Impact Newswire

Is the Nigerian Economy really Stabilising Under President Tinubu?

President Bola Ahmed Tinubu said Nigeria’s economy is stabilising despite the pain caused by his reforms. On paper, he has some evidence to support that claim. The naira is less chaotic than it was in 2023. The country’s foreign reserves have improved. Investor confidence has returned to parts of the financial market. Nigeria’s stock exchange is performing well. Even international institutions like the IMF and World Bank now speak more positively about macroeconomic stability in Africa’s largest economy.

Is the Nigerian Economy really Stabilising Under President Tinubu

But there is a deeper question the president carefully avoids: the economy is stabilising for whom?

Economic stability cannot simply mean happier investors while millions of citizens sink deeper into poverty. A country cannot claim recovery when basic survival becomes harder for ordinary people every single month. And that is where the reality of Tinubu’s reforms begins to clash with official government triumphalism.

The president’s reforms were aggressive from the start. Fuel subsidies were removed almost immediately after he took office. The naira was floated. Electricity tariffs increased. Taxes expanded. These policies were defended as necessary corrections to years of distortion and fiscal recklessness. Even critics admitted that some reforms were unavoidable.

But the problem is not only the reforms themselves. The problem is the social cost and the absence of visible relief.

According to Reuters, Tinubu recently pointed to stronger public finances, improved investor confidence, increased oil and gas investment, and infrastructure spending as proof that Nigeria has stabilised. These gains are real, by the way.

The World Bank also acknowledges that Nigeria has made “meaningful progress in restoring macroeconomic stability.” Credit rating agencies like S&P have upgraded Nigeria’s outlook, citing exchange rate liberalisation and stronger external balances.

But macroeconomic indicators are not the same thing as quality of life.

Inflation may be slowing compared to the worst periods of 2024, yet prices remain brutally high. The IMF still projects Nigeria’s inflation at around 16 percent in 2026. Food prices remain devastating for low-income households. Transport costs exploded after subsidy removal. Rent is skyrocketing. Electricity remains unreliable despite higher tariffs. Meanwhile, real wages have collapsed.

The Nigerian economy may technically be growing, but citizens are not necessarily growing with it.

The economy expanded by 3.89 percent in the first quarter of 2026. On the surface, that sounds encouraging. But Nigeria’s population growth remains among the fastest in the world. When population growth is factored in, per capita prosperity still looks weak. Economic growth that fails to improve living standards becomes politically fragile and socially dangerous.

Tinubu also points to a booming stock market as evidence of success. Yet the average Nigerian does not own meaningful equities. A soaring exchange does not automatically translate into food affordability in Mushin, Aba, Kano or Maiduguri. Financial markets often reward policy discipline long before citizens feel any relief.
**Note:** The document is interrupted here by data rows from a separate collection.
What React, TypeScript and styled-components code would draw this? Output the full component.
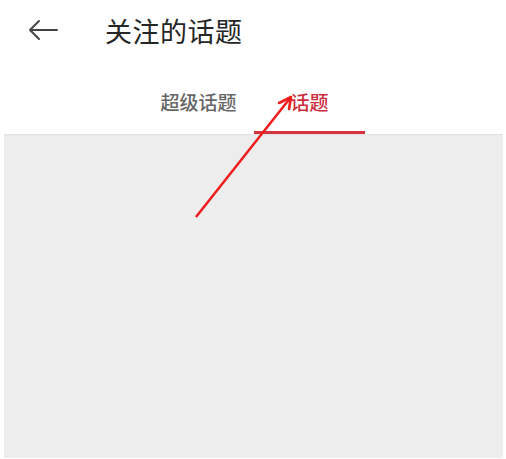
import React from "react";
import styled, { createGlobalStyle } from "styled-components";

const Global = createGlobalStyle`
  html, body { margin: 0; padding: 0; background: #ffffff; }
  body { font-family: "Noto Sans CJK SC", "Noto Sans", sans-serif; }
`;

const Page = styled.div`
  position: relative;
  width: 506px;
  height: 459px;
  overflow: hidden;
  display: flex;
  flex-direction: column;
  background: #fff;
`;

const Header = styled.div`
  display: flex;
  align-items: center;
  height: 60px;
  padding-left: 28px;
`;

const BackButton = styled.div`
  width: 30px;
  height: 22px;
  display: flex;
  align-items: center;
  margin-right: 47px;
`;

const Title = styled.div`
  font-size: 27px;
  color: #262626;
  letter-spacing: 0.5px;
  line-height: 1;
`;

const Tabs = styled.div`
  display: flex;
  padding-left: 143px;
  height: 75px;
  margin-top: -1px;
`;

const Tab = styled.div<{ $active?: boolean }>`
  width: 111px;
  display: flex;
  justify-content: center;
  padding-top: 31px;
  box-sizing: border-box;
  font-size: 19px;
  font-weight: 500;
  line-height: 1.3;
  color: ${(p) => (p.$active ? "#cc2e3c" : "#666666")};
  border-bottom: 3px solid ${(p) => (p.$active ? "#d8323f" : "transparent")};
`;

const Content = styled.div`
  flex: 1;
  margin: 0 3px 1px 4px;
  background: #ededed;
  box-shadow: inset 0 2px 2px -1px rgba(0, 0, 0, 0.06);
`;

const Annotation = styled.svg`
  position: absolute;
  left: 0;
  top: 0;
  pointer-events: none;
`;

export default function App() {
  return (
    <>
      <Global />
      <Page>
        <Header>
          <BackButton>
            <svg width="30" height="22" viewBox="0 0 30 22">
              <path
                d="M29 11 H2 M11 2 L2 11 L11 20"
                fill="none"
                stroke="#444"
                strokeWidth="2"
                strokeLinecap="round"
                strokeLinejoin="round"
              />
            </svg>
          </BackButton>
          <Title>关注的话题</Title>
        </Header>
        <Tabs>
          <Tab>超级话题</Tab>
          <Tab $active>话题</Tab>
        </Tabs>
        <Content />
        <Annotation width="506" height="459" viewBox="0 0 506 459">
          <path d="M196 217 L291 97" stroke="#ee1c1c" strokeWidth="2.5" fill="none" />
          <path d="M291 97 L279 103 M291 97 L289 109" stroke="#ee1c1c" strokeWidth="2.6" fill="none" strokeLinecap="round" />
        </Annotation>
      </Page>
    </>
  );
}
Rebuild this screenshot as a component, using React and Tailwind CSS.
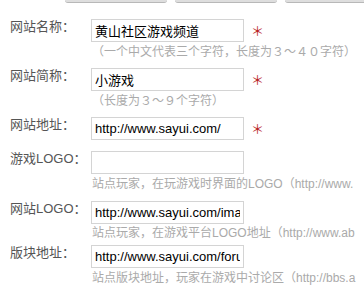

That disconnect is becoming the defining feature of this administration.
The government says subsidy removal saved public finances. Fair enough. But where exactly are the visible social protections? Where are the mass transit systems that should cushion transport shocks? Where is the stable electricity supply that justifies tariff increases? Where is the large-scale industrial expansion that should absorb unemployed youth?

Instead, Nigerians are being asked to endure indefinite sacrifice while promised benefits remain mostly statistical.

Even institutions praising the reforms acknowledge this contradiction. The World Bank itself noted that household incomes have not fully recovered and poverty remains high despite macroeconomic progress. That single sentence quietly undermines much of the government’s celebration.

Nigeria’s debt burden also remains deeply worrying. Tinubu himself recently complained that debt servicing could consume nearly half of government revenue in 2026. If almost half of state revenue goes into debt repayment, then the government’s fiscal room to genuinely improve social welfare remains dangerously limited.

And then there is insecurity!

Economic stability cannot exist in isolation from physical security. Farmers still face attacks in many parts of the country. Logistics costs remain elevated partly because transport routes are unsafe. Investors may admire reforms, but insecurity continues to choke productivity across large parts of the country.

To be fair, Tinubu inherited a difficult economy. Years of subsidy distortions, weak productivity, forex dysfunction, and oil theft created a fiscal time bomb. Pretending otherwise would be dishonest. Some painful reforms were probably inevitable.

But leadership is not judged only by whether reforms are economically correct. It is judged by whether citizens can survive them.

Nigeria today may be more attractive to international investors than it was three years ago. But many Nigerians also feel poorer, more anxious, and less economically secure.

So yes, there are signs of stabilisation at the very top of the economy. The numbers show that much. But for millions at the bottom, stability still feels like an announcement rather than a lived reality. That needs to change before President Tinubu can justifiably boast of his “accomplishments”.